#### THE REQUEST:
From the entries that follow, list every line in which the string "React" appears.

#### Pages as source code:
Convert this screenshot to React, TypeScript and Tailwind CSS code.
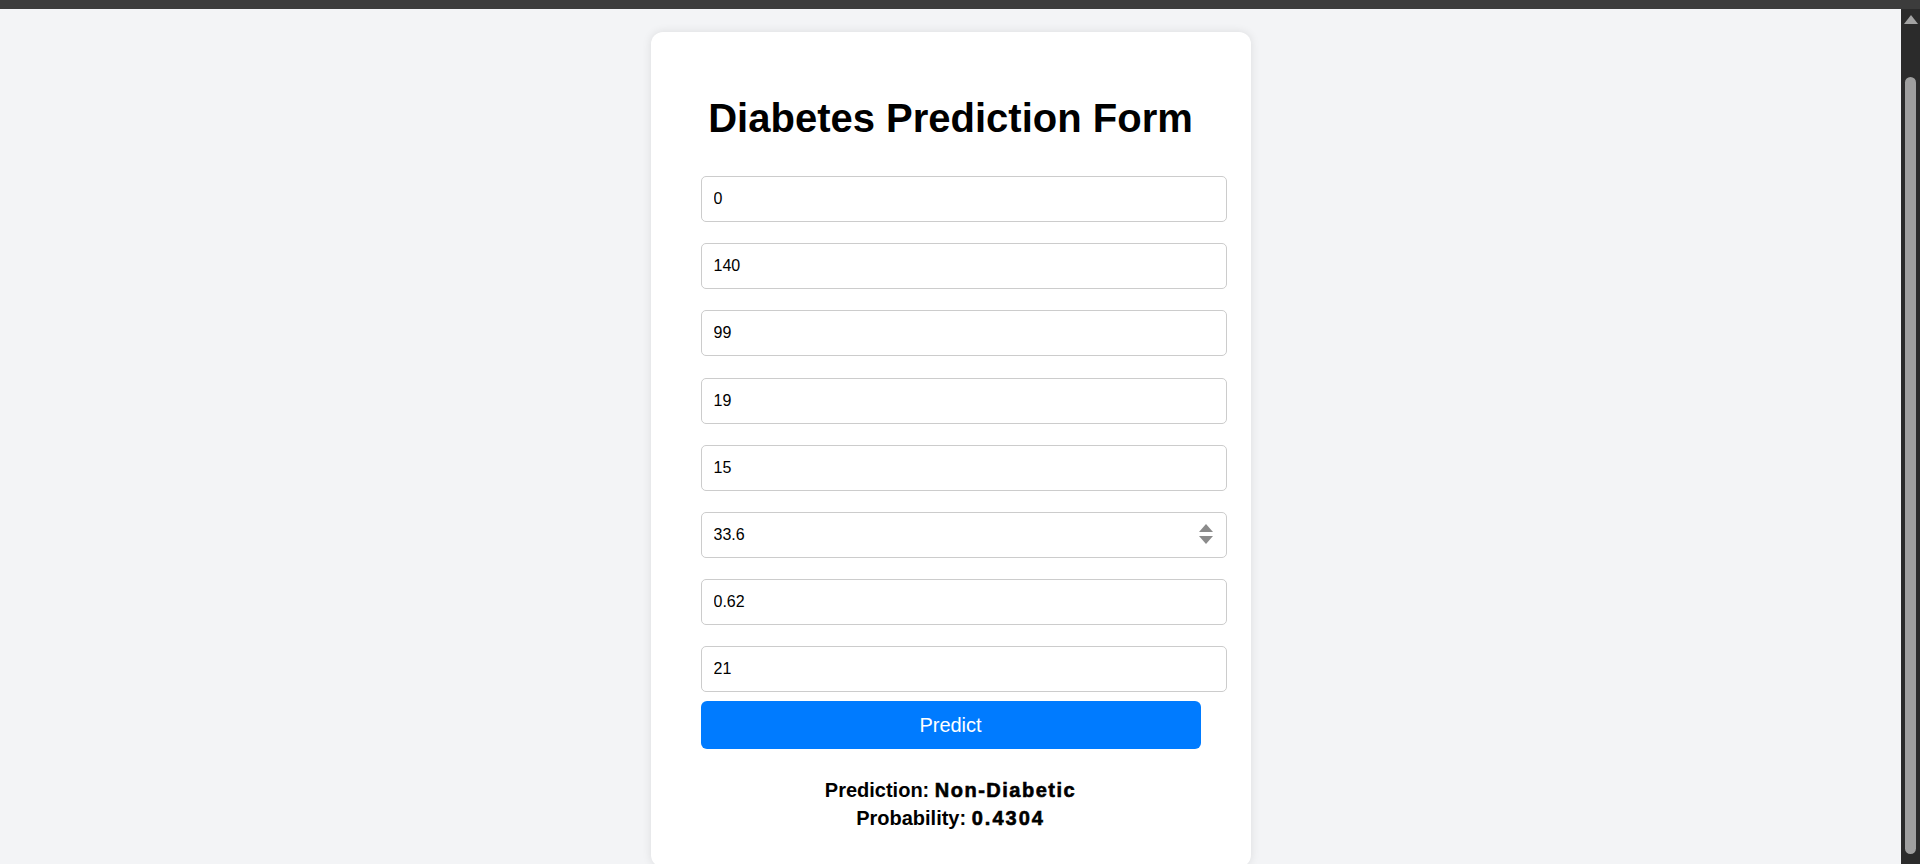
const values = ["0", "140", "99", "19", "15", "33.6", "0.62", "21"];

const Spinner = () => (
    <svg width="14" height="21" viewBox="0 0 14 21" className="absolute right-[14px] top-[12px]">
        <polygon points="0,8 7,0 14,8" fill="#8b8b8b" />
        <polygon points="0,12 14,12 7,20" fill="#8b8b8b" />
    </svg>
);

const Scrollbar = () => (
    <div className="flex w-[19px] flex-col items-center bg-[#2b2b2b]">
        <svg width="14" height="9" viewBox="0 0 14 9" className="mt-[6px]">
            <polygon points="0,9 7,0 14,9" fill="#a3a3a3" />
        </svg>
        <div className="mt-[53px] h-[777px] w-[11px] rounded-[6px] bg-[#9f9f9f]" />
    </div>
);

export default function App() {
    return (
        <div className="flex h-[864px] flex-col overflow-hidden font-['Liberation_Sans',Arial,sans-serif] text-black">
            <div className="h-[9px] bg-[#3c3c3c]" />
            <div className="flex flex-1 overflow-hidden">
                <main className="flex flex-1 justify-center bg-[#f3f4f6]">
                    <div className="mt-[23px] h-[835px] w-[600px] rounded-xl bg-white px-[50px] pt-[63px] shadow-[0_0_10px_rgba(0,0,0,0.1)]">
                        <h1 className="text-center text-[40px] font-bold leading-[46px]">
                            Diabetes Prediction Form
                        </h1>

                        <form className="mt-[35px] flex flex-col" onSubmit={(e) => e.preventDefault()}>
                            <div className="flex flex-col gap-[21.2px]">
                                {values.map((v, i) => (
                                    <div key={i} className="relative w-[526px]">
                                        <input
                                            type="text"
                                            defaultValue={v}
                                            className="box-border h-[46px] w-full rounded-[5px] border border-[#cccccc] bg-white px-3 text-[16px] text-black outline-none"
                                        />
                                        {v === "33.6" && <Spinner />}
                                    </div>
                                ))}
                            </div>

                            <button
                                type="submit"
                                className="mt-[9px] h-[48px] w-[500px] rounded-[6px] bg-[#007bff] text-[20px] text-white"
                            >
                                Predict
                            </button>
                        </form>

                        <div className="mt-[27px] text-center text-[20px] font-bold leading-[28px]">
                            <div>
                                Prediction:{" "}
                                <span className="tracking-[1.5px] [-webkit-text-stroke:0.6px_black]">Non-Diabetic</span>
                            </div>
                            <div>
                                Probability:{" "}
                                <span className="tracking-[2px] [-webkit-text-stroke:0.6px_black]">0.4304</span>
                            </div>
                        </div>
                    </div>
                </main>
                <Scrollbar />
            </div>
        </div>
    );
}
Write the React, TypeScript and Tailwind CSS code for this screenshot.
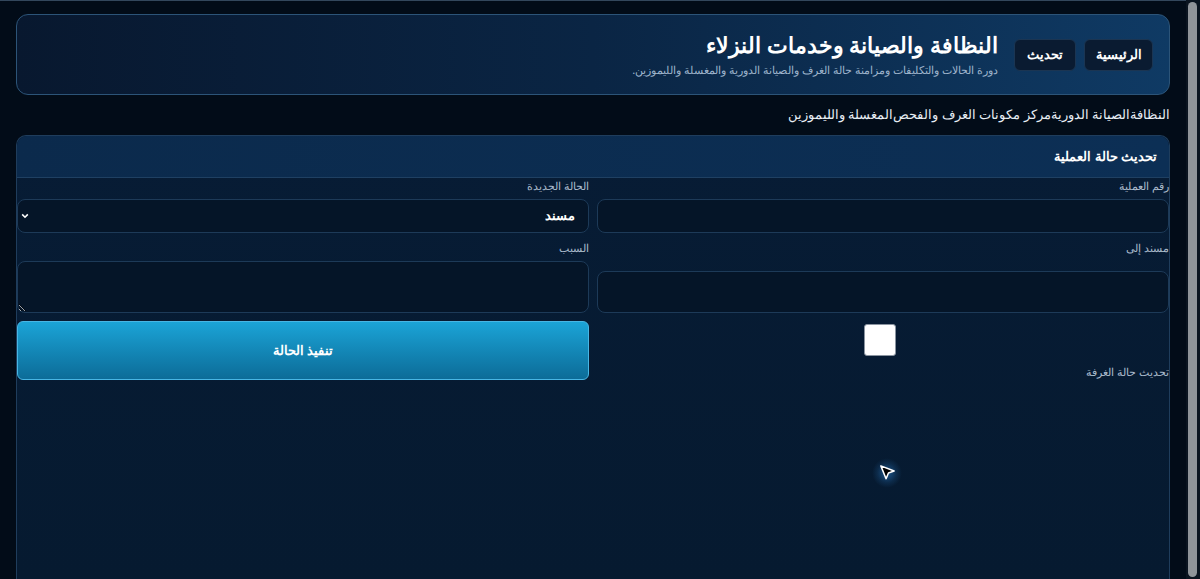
import React from "react";

const NAV = ["النظافة", "الصيانة الدورية", "مركز مكونات الغرف والفحص", "المغسلة والليموزين"];

function Cursor() {
  return (
    <div className="pointer-events-none absolute left-[872px] top-[458px] h-[30px] w-[30px] rounded-full bg-[radial-gradient(circle,rgba(56,160,255,0.45)_0%,rgba(56,160,255,0.12)_45%,rgba(56,160,255,0)_70%)]">
      <svg
        viewBox="0 0 20 20"
        className="absolute left-[6px] top-[5px] h-[19px] w-[19px]"
      >
        <path
          d="M3 3 L17 8.5 L11 10.5 L8.5 16.5 Z"
          fill="#000"
          stroke="#fff"
          strokeWidth="1.6"
          strokeLinejoin="round"
        />
      </svg>
    </div>
  );
}

export default function App() {
  return (
    <div className="relative flex h-screen w-full overflow-hidden bg-[#020c18] font-['Noto_Sans',sans-serif]">
      <div
        dir="rtl"
        className="flex min-w-0 flex-1 flex-col border-t border-[#33475c] px-4 pt-[13px]"
      >
        {/* Header */}
        <header className="flex h-[81px] shrink-0 items-center gap-4 rounded-[12px] border border-[#2c5478] bg-gradient-to-l from-[#0f3a64] via-[#0a2544] to-[#08182f] px-4">
          <div className="flex items-center gap-2">
            <button className="h-8 rounded-md border border-[#1b3552] bg-[#0a1b31] px-[10.5px] text-[13px] font-bold text-white">
              الرئيسية
            </button>
            <button className="h-8 rounded-md border border-[#1b3552] bg-[#0a1b31] px-3 text-[13px] font-bold text-white">
              تحديث
            </button>
          </div>
          <div>
            <h1 className="text-[22px] font-bold leading-7 text-white">
              النظافة والصيانة وخدمات النزلاء
            </h1>
            <p className="mt-[3px] text-[11.4px] text-[#9db3cb]">
              دورة الحالات والتكليفات ومزامنة حالة الغرف والصيانة الدورية والمغسلة والليموزين.
            </p>
          </div>
        </header>

        {/* Nav links */}
        <nav className="flex h-[40px] shrink-0 items-center text-[13px] text-[#e8eef5]">
          {NAV.map((n) => (
            <a key={n} href="#">
              {n}
            </a>
          ))}
        </nav>

        {/* Card */}
        <section className="flex min-h-0 flex-1 flex-col rounded-t-[10px] border border-b-0 border-[#1f3d5c] bg-gradient-to-b from-[#071c35] to-[#061a30]">
          <div className="flex h-[42px] shrink-0 items-center rounded-t-[10px] border-b border-[#1f4062] bg-gradient-to-l from-[#0c2f55] to-[#0b2a4c] px-3">
            <h2 className="text-[13px] font-bold text-white">تحديث حالة العملية</h2>
          </div>

          <div className="grid grid-cols-2 gap-x-2 gap-y-2 pt-[1px]">
            {/* Row 1 */}
            <div className="flex flex-col gap-[7px]">
              <label className="text-[11px] leading-[13px] text-[#a9b9ca]">رقم العملية</label>
              <input className="h-[34px] rounded-lg border border-[#1d3a58] bg-[#051528] px-3 text-white outline-none" />
            </div>
            <div className="flex flex-col gap-[7px]">
              <label className="text-[11px] leading-[13px] text-[#a9b9ca]">الحالة الجديدة</label>
              <div className="relative">
                <select
                  defaultValue="assigned"
                  className="h-[34px] w-full appearance-none rounded-lg border border-[#1d3a58] bg-[#051528] pl-4 pr-[13px] text-[13px] font-bold text-white outline-none"
                >
                  <option value="assigned">مسند</option>
                </select>
                <svg
                  viewBox="0 0 10 10"
                  className="pointer-events-none absolute left-[4px] top-[13px] h-[8px] w-[8px]"
                >
                  <path d="M1.5 3 L5 6.5 L8.5 3" fill="none" stroke="#fff" strokeWidth="2" />
                </svg>
              </div>
            </div>

            {/* Row 2 */}
            <div className="flex flex-col">
              <label className="text-[11px] leading-[13px] text-[#a9b9ca]">مسند إلى</label>
              <input className="mt-auto h-[42px] rounded-lg border border-[#1d3a58] bg-[#051528] px-3 text-white outline-none" />
            </div>
            <div className="flex flex-col gap-[7px]">
              <label className="text-[11px] leading-[13px] text-[#a9b9ca]">السبب</label>
              <textarea className="h-[52px] rounded-lg border border-[#1d3a58] bg-[#051528] px-3 text-white outline-none" />
            </div>

            {/* Row 3 */}
            <div className="flex flex-col items-stretch pt-[3px]">
              <div className="flex justify-center">
                <input
                  type="checkbox"
                  className="mr-[6px] h-8 w-8 appearance-none rounded-[3px] border border-[#8a94a0] bg-white"
                />
              </div>
              <label className="mt-[9px] text-[11px] leading-[13px] text-[#a9b9ca]">تحديث حالة الغرفة</label>
            </div>
            <div>
              <button className="h-[59px] w-full rounded-md border border-[#48b6e4] bg-gradient-to-b from-[#1ba4d7] to-[#0c6c98] text-[13px] font-bold text-white">
                تنفيذ الحالة
              </button>
            </div>
          </div>
        </section>
      </div>

      {/* Scrollbar */}
      <div className="flex w-[14px] shrink-0 flex-col bg-[#0a1420] py-[2px] pl-[2px] pr-[3px]">
        <div className="flex-1 rounded-full bg-[#8f9499]" />
      </div>

      <Cursor />
    </div>
  );
}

#### RESPONSE TO THE TASK:
Convert this screenshot to React, TypeScript and Tailwind CSS code.
Write the React, TypeScript and Tailwind CSS code for this screenshot.
import React from "react";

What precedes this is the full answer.